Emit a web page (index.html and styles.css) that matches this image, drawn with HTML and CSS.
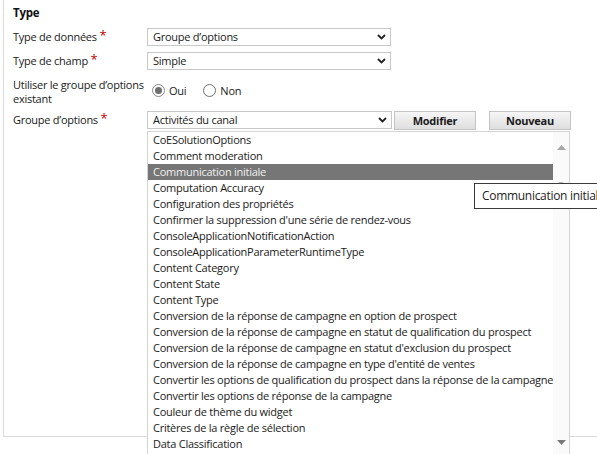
FILE: index.html
```html
<!DOCTYPE html>
<html lang="fr">
<head>
<meta charset="utf-8">
<title>Type</title>
<link rel="stylesheet" href="styles.css">
</head>
<body>
<div class="panel">
  <div class="title">Type</div>
  <div class="form">
    <div class="label">Type de données <span class="req">*</span></div>
    <div class="select"><span>Groupe d’options</span><svg class="chev" width="9" height="6" viewBox="0 0 9 6"><path d="M1 1 L4.5 4.5 L8 1" fill="none" stroke="#222" stroke-width="1.8"/></svg></div>

    <div class="label">Type de champ <span class="req">*</span></div>
    <div class="select"><span>Simple</span><svg class="chev" width="9" height="6" viewBox="0 0 9 6"><path d="M1 1 L4.5 4.5 L8 1" fill="none" stroke="#222" stroke-width="1.8"/></svg></div>

    <div class="label two">Utiliser le groupe d’options<br>existant</div>
    <div class="radios">
      <span class="radio on"><span class="dot"></span></span><span class="rlabel">Oui</span>
      <span class="radio"></span><span class="rlabel">Non</span>
    </div>

    <div class="label">Groupe d’options <span class="req">*</span></div>
    <div class="ctrlrow">
      <div class="select wide"><span>Activités du canal</span><svg class="chev" width="9" height="6" viewBox="0 0 9 6"><path d="M1 1 L4.5 4.5 L8 1" fill="none" stroke="#222" stroke-width="1.8"/></svg></div>
      <div class="btn">Modifier</div>
      <div class="btn">Nouveau</div>
    </div>

    <div></div>
    <div class="listbox">
      <ul class="items">
        <li>CoESolutionOptions</li>
        <li>Comment moderation</li>
        <li class="sel">Communication initiale</li>
        <li>Computation Accuracy</li>
        <li>Configuration des propriétés</li>
        <li>Confirmer la suppression d'une série de rendez-vous</li>
        <li>ConsoleApplicationNotificationAction</li>
        <li>ConsoleApplicationParameterRuntimeType</li>
        <li>Content Category</li>
        <li>Content State</li>
        <li>Content Type</li>
        <li>Conversion de la réponse de campagne en option de prospect</li>
        <li>Conversion de la réponse de campagne en statut de qualification du prospect</li>
        <li>Conversion de la réponse de campagne en statut d'exclusion du prospect</li>
        <li>Conversion de la réponse de campagne en type d'entité de ventes</li>
        <li>Convertir les options de qualification du prospect dans la réponse de la campagne</li>
        <li>Convertir les options de réponse de la campagne</li>
        <li>Couleur de thème du widget</li>
        <li>Critères de la règle de sélection</li>
        <li>Data Classification</li>
      </ul>
      <div class="scrollbar">
        <svg class="arrow" width="9" height="5" viewBox="0 0 9 5"><path d="M0 5 L4.5 0 L9 5 Z" fill="#a6a6a6"/></svg>
        <div class="thumbtop"></div>
        <svg class="arrow down" width="9" height="5" viewBox="0 0 9 5"><path d="M0 0 L4.5 5 L9 0 Z" fill="#7a7a7a"/></svg>
      </div>
    </div>
  </div>
</div>
<div class="tooltip">Communication initiale</div>
</body>
</html>
```
FILE: styles.css
```css
html, body {
  margin: 0;
  padding: 0;
  background: #ffffff;
  overflow: hidden;
  width: 597px;
  height: 454px;
}
body {
  font-family: "Open Sans", "Noto Sans", "Liberation Sans", sans-serif;
  font-size: 11px;
  letter-spacing: -0.25px;
  color: #1a1a1a;
  position: relative;
}
.panel {
  margin-left: 3px;
  width: 640px;
  height: 437px;
  border-left: 1px solid #dadada;
  border-bottom: 1px solid #dadada;
  box-sizing: border-box;
  padding-left: 9px;
}
.title {
  padding-top: 5px;
  height: 16px;
  line-height: 16px;
  font-weight: bold;
  font-size: 11.5px;
  color: #111;
}
.form {
  margin-top: 7px;
  display: grid;
  grid-template-columns: 134px 1fr;
  row-gap: 6px;
}
.label {
  line-height: 18px;
  height: 18px;
  white-space: nowrap;
}
.label.two {
  height: auto;
  line-height: 14px;
  padding-top: 2px;
  margin-bottom: -1px;
}
.req {
  color: #c00000;
  font-size: 13px;
  line-height: 0;
  position: relative;
  top: -1px;
}
.select {
  width: 244px;
  height: 18px;
  box-sizing: border-box;
  border: 1px solid #c8c8c8;
  display: flex;
  align-items: center;
  justify-content: space-between;
  padding: 0 4px 0 5px;
  line-height: 16px;
}
.select.wide {
  width: 245px;
}
.chev {
  display: block;
}
.radios {
  display: flex;
  align-items: center;
  height: 28px;
  padding-left: 5px;
  padding-top: 1px;
  box-sizing: border-box;
}
.radio {
  width: 13px;
  height: 13px;
  box-sizing: border-box;
  border: 1px solid #6f6f6f;
  border-radius: 50%;
  display: flex;
  align-items: center;
  justify-content: center;
  margin-right: 4px;
}
.radio.on {
  border-color: #8a8a8a;
}
.dot {
  width: 7px;
  height: 7px;
  border-radius: 50%;
  background: #6e6e6e;
}
.rlabel {
  margin-right: 17px;
}
.ctrlrow {
  display: flex;
  align-items: center;
  gap: 2px;
  height: 18px;
}
.btn {
  width: 82px;
  height: 19px;
  box-sizing: border-box;
  border: 1px solid #c4c4c4;
  background: linear-gradient(#f6f6f6, #dedede);
  font-weight: bold;
  text-align: center;
  line-height: 17px;
  color: #1a1a1a;
}
.btn + .btn {
  margin-left: 11px;
}
.listbox {
  margin-top: -4px;
  width: 423px;
  height: 340px;
  box-sizing: border-box;
  border: 1px solid #d4d4d4;
  background: #ffffff;
  display: flex;
}
.items {
  list-style: none;
  margin: 0;
  padding: 0;
  flex: 1;
  min-width: 0;
}
.items li {
  height: 16px;
  line-height: 16px;
  padding-left: 5px;
  white-space: nowrap;
  overflow: hidden;
}
.items li.sel {
  background: #767676;
  color: #f0f0f0;
}
.scrollbar {
  width: 16px;
  flex: none;
  background: #fafafa;
  display: flex;
  flex-direction: column;
  align-items: center;
}
.arrow {
  display: block;
  margin-top: 13px;
}
.thumbtop {
  margin-top: 32px;
  width: 8px;
  height: 4px;
  border-radius: 4px 4px 0 0;
  background: #b0b0b0;
}
.arrow.down {
  margin-top: 254px;
}
.tooltip {
  position: absolute;
  left: 474px;
  top: 183px;
  width: 200px;
  height: 26px;
  box-sizing: border-box;
  border: 1px solid #3a3a3a;
  background: #ffffff;
  padding-left: 7px;
  line-height: 24px;
  font-size: 12px;
  letter-spacing: -0.3px;
  color: #1e1e1e;
  white-space: nowrap;
}
```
※
Work instructions
Find every line above that contains the word "index", and return each one.

Solution to this exercise
Emit a web page (index.html and styles.css) that matches this image, drawn with HTML and CSS.
FILE: index.html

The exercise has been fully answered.